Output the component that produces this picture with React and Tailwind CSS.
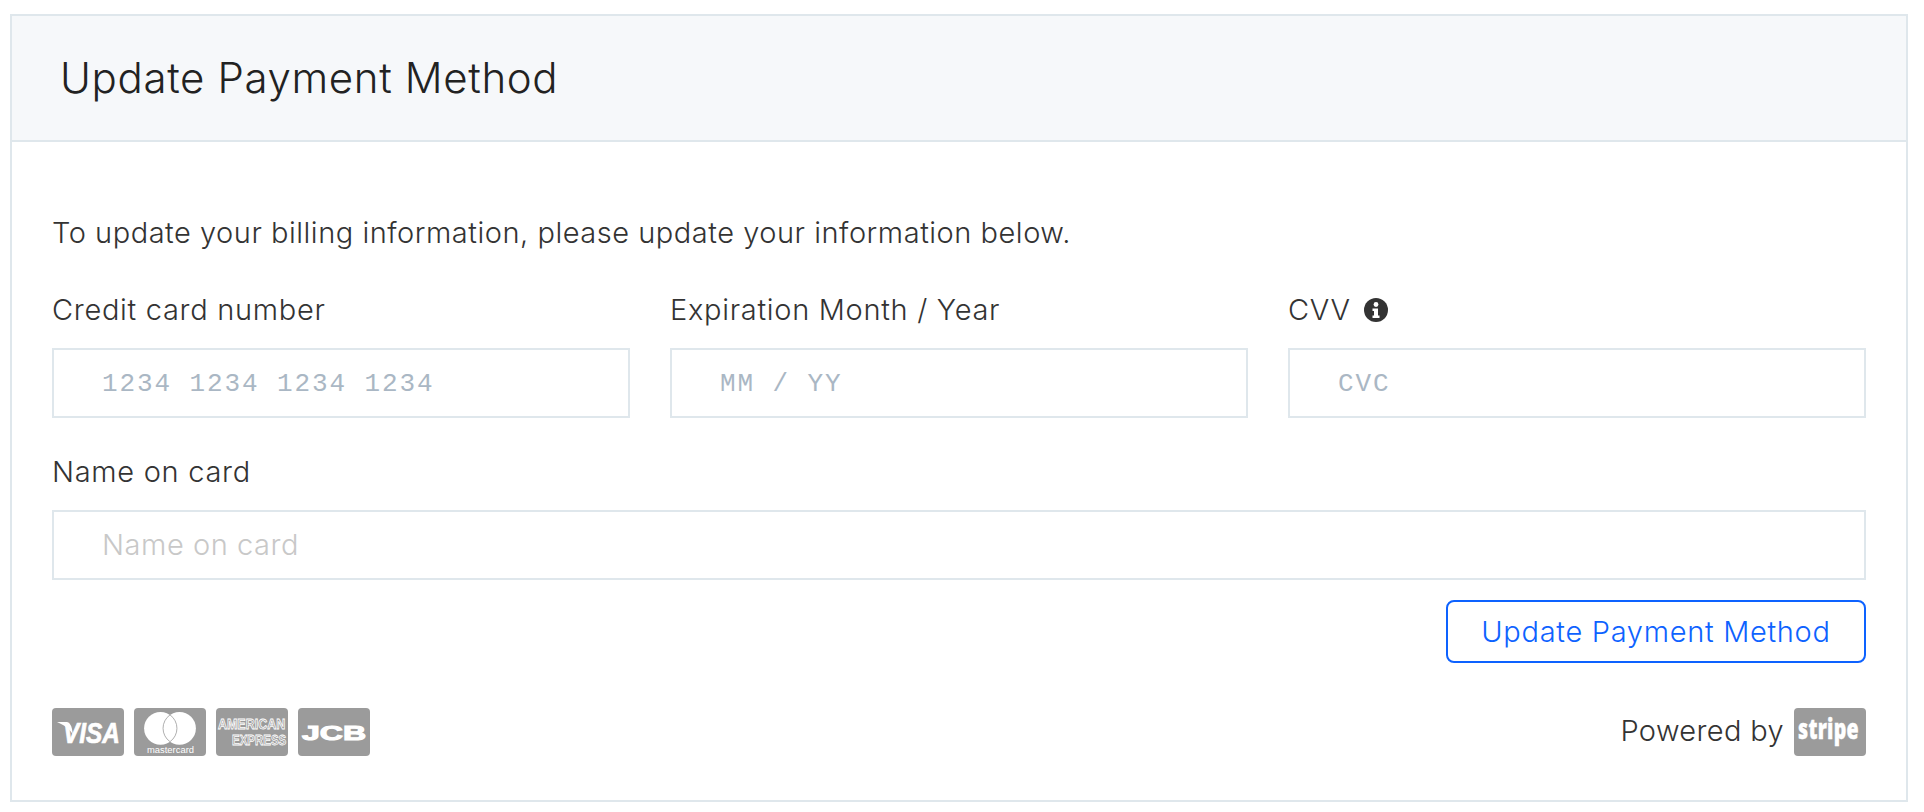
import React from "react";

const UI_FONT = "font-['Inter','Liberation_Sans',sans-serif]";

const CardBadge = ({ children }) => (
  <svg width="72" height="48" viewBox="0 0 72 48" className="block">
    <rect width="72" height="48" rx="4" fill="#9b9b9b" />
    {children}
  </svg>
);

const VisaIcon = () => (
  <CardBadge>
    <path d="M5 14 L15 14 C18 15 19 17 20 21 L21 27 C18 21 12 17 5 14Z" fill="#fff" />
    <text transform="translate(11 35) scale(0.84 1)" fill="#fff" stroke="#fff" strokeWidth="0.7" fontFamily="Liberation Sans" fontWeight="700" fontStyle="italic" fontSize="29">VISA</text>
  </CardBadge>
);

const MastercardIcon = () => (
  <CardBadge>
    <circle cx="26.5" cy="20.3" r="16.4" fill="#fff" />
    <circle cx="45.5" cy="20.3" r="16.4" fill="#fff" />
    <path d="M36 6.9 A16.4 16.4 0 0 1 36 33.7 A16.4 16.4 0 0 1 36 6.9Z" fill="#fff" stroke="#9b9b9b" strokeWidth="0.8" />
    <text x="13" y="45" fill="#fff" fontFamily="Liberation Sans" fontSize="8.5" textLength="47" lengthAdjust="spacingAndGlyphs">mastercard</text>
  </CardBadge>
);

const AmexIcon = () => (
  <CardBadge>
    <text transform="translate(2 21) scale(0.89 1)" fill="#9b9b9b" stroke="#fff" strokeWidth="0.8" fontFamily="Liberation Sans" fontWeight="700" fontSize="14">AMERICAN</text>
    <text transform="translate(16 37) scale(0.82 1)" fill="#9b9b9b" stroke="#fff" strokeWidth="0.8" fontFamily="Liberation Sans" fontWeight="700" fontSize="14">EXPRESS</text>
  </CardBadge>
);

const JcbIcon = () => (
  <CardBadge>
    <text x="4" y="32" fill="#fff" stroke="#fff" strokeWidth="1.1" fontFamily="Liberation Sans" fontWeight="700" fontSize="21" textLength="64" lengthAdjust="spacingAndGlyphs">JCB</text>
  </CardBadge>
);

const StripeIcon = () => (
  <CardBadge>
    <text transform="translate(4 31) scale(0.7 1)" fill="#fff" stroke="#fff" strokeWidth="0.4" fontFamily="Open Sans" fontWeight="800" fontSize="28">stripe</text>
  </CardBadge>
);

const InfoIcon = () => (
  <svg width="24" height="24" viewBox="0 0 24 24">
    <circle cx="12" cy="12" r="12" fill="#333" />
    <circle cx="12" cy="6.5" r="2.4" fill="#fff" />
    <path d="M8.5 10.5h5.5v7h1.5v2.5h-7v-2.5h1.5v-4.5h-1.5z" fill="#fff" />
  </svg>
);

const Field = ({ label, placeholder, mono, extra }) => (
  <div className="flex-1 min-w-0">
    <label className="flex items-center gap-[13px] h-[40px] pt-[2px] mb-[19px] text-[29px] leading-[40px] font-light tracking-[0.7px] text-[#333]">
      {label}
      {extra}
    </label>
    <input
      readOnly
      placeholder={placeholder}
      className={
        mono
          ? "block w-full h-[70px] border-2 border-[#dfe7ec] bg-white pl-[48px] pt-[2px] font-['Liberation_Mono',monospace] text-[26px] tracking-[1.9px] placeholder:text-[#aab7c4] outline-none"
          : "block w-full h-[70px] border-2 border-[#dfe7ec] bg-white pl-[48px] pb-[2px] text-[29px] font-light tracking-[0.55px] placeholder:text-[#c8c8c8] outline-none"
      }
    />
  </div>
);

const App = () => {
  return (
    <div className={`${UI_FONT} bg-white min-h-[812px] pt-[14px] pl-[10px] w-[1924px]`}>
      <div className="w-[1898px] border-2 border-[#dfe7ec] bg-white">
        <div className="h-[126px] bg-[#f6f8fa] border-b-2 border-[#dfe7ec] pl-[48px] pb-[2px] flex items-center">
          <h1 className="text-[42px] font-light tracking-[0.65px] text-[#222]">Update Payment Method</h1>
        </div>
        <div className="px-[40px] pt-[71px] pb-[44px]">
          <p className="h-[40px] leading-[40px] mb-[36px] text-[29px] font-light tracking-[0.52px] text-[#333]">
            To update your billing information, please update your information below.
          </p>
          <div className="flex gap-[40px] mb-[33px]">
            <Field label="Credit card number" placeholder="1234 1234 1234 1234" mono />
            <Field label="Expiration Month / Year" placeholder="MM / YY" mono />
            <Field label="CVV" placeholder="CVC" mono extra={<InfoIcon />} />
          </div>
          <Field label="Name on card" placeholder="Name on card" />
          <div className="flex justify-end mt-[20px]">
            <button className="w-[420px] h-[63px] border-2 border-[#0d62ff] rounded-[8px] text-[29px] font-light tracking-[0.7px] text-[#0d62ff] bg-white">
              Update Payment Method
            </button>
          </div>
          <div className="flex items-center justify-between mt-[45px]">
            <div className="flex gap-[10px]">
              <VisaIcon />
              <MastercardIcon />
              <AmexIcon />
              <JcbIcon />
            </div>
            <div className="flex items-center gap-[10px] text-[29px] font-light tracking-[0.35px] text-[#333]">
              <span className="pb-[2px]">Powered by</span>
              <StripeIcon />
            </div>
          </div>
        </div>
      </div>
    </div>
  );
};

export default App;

::::::

→ What you should do
Except for the pictures, print the data above exactly.

→ Output for this exercise
Output the component that produces this picture with React and Tailwind CSS.
import React from "react";

const UI_FONT = "font-['Inter','Liberation_Sans',sans-serif]";

const CardBadge = ({ children }) => (
  <svg width="72" height="48" viewBox="0 0 72 48" className="block">
    <rect width="72" height="48" rx="4" fill="#9b9b9b" />
    {children}
  </svg>
);

const VisaIcon = () => (
  <CardBadge>
    <path d="M5 14 L15 14 C18 15 19 17 20 21 L21 27 C18 21 12 17 5 14Z" fill="#fff" />
    <text transform="translate(11 35) scale(0.84 1)" fill="#fff" stroke="#fff" strokeWidth="0.7" fontFamily="Liberation Sans" fontWeight="700" fontStyle="italic" fontSize="29">VISA</text>
  </CardBadge>
);

const MastercardIcon = () => (
  <CardBadge>
    <circle cx="26.5" cy="20.3" r="16.4" fill="#fff" />
    <circle cx="45.5" cy="20.3" r="16.4" fill="#fff" />
    <path d="M36 6.9 A16.4 16.4 0 0 1 36 33.7 A16.4 16.4 0 0 1 36 6.9Z" fill="#fff" stroke="#9b9b9b" strokeWidth="0.8" />
    <text x="13" y="45" fill="#fff" fontFamily="Liberation Sans" fontSize="8.5" textLength="47" lengthAdjust="spacingAndGlyphs">mastercard</text>
  </CardBadge>
);

const AmexIcon = () => (
  <CardBadge>
    <text transform="translate(2 21) scale(0.89 1)" fill="#9b9b9b" stroke="#fff" strokeWidth="0.8" fontFamily="Liberation Sans" fontWeight="700" fontSize="14">AMERICAN</text>
    <text transform="translate(16 37) scale(0.82 1)" fill="#9b9b9b" stroke="#fff" strokeWidth="0.8" fontFamily="Liberation Sans" fontWeight="700" fontSize="14">EXPRESS</text>
  </CardBadge>
);

const JcbIcon = () => (
  <CardBadge>
    <text x="4" y="32" fill="#fff" stroke="#fff" strokeWidth="1.1" fontFamily="Liberation Sans" fontWeight="700" fontSize="21" textLength="64" lengthAdjust="spacingAndGlyphs">JCB</text>
  </CardBadge>
);

const StripeIcon = () => (
  <CardBadge>
    <text transform="translate(4 31) scale(0.7 1)" fill="#fff" stroke="#fff" strokeWidth="0.4" fontFamily="Open Sans" fontWeight="800" fontSize="28">stripe</text>
  </CardBadge>
);

const InfoIcon = () => (
  <svg width="24" height="24" viewBox="0 0 24 24">
    <circle cx="12" cy="12" r="12" fill="#333" />
    <circle cx="12" cy="6.5" r="2.4" fill="#fff" />
    <path d="M8.5 10.5h5.5v7h1.5v2.5h-7v-2.5h1.5v-4.5h-1.5z" fill="#fff" />
  </svg>
);

const Field = ({ label, placeholder, mono, extra }) => (
  <div className="flex-1 min-w-0">
    <label className="flex items-center gap-[13px] h-[40px] pt-[2px] mb-[19px] text-[29px] leading-[40px] font-light tracking-[0.7px] text-[#333]">
      {label}
      {extra}
    </label>
    <input
      readOnly
      placeholder={placeholder}
      className={
        mono
          ? "block w-full h-[70px] border-2 border-[#dfe7ec] bg-white pl-[48px] pt-[2px] font-['Liberation_Mono',monospace] text-[26px] tracking-[1.9px] placeholder:text-[#aab7c4] outline-none"
          : "block w-full h-[70px] border-2 border-[#dfe7ec] bg-white pl-[48px] pb-[2px] text-[29px] font-light tracking-[0.55px] placeholder:text-[#c8c8c8] outline-none"
      }
    />
  </div>
);

const App = () => {
  return (
    <div className={`${UI_FONT} bg-white min-h-[812px] pt-[14px] pl-[10px] w-[1924px]`}>
      <div className="w-[1898px] border-2 border-[#dfe7ec] bg-white">
        <div className="h-[126px] bg-[#f6f8fa] border-b-2 border-[#dfe7ec] pl-[48px] pb-[2px] flex items-center">
          <h1 className="text-[42px] font-light tracking-[0.65px] text-[#222]">Update Payment Method</h1>
        </div>
        <div className="px-[40px] pt-[71px] pb-[44px]">
          <p className="h-[40px] leading-[40px] mb-[36px] text-[29px] font-light tracking-[0.52px] text-[#333]">
            To update your billing information, please update your information below.
          </p>
          <div className="flex gap-[40px] mb-[33px]">
            <Field label="Credit card number" placeholder="1234 1234 1234 1234" mono />
            <Field label="Expiration Month / Year" placeholder="MM / YY" mono />
            <Field label="CVV" placeholder="CVC" mono extra={<InfoIcon />} />
          </div>
          <Field label="Name on card" placeholder="Name on card" />
          <div className="flex justify-end mt-[20px]">
            <button className="w-[420px] h-[63px] border-2 border-[#0d62ff] rounded-[8px] text-[29px] font-light tracking-[0.7px] text-[#0d62ff] bg-white">
              Update Payment Method
            </button>
          </div>
          <div className="flex items-center justify-between mt-[45px]">
            <div className="flex gap-[10px]">
              <VisaIcon />
              <MastercardIcon />
              <AmexIcon />
              <JcbIcon />
            </div>
            <div className="flex items-center gap-[10px] text-[29px] font-light tracking-[0.35px] text-[#333]">
              <span className="pb-[2px]">Powered by</span>
              <StripeIcon />
            </div>
          </div>
        </div>
      </div>
    </div>
  );
};

export default App;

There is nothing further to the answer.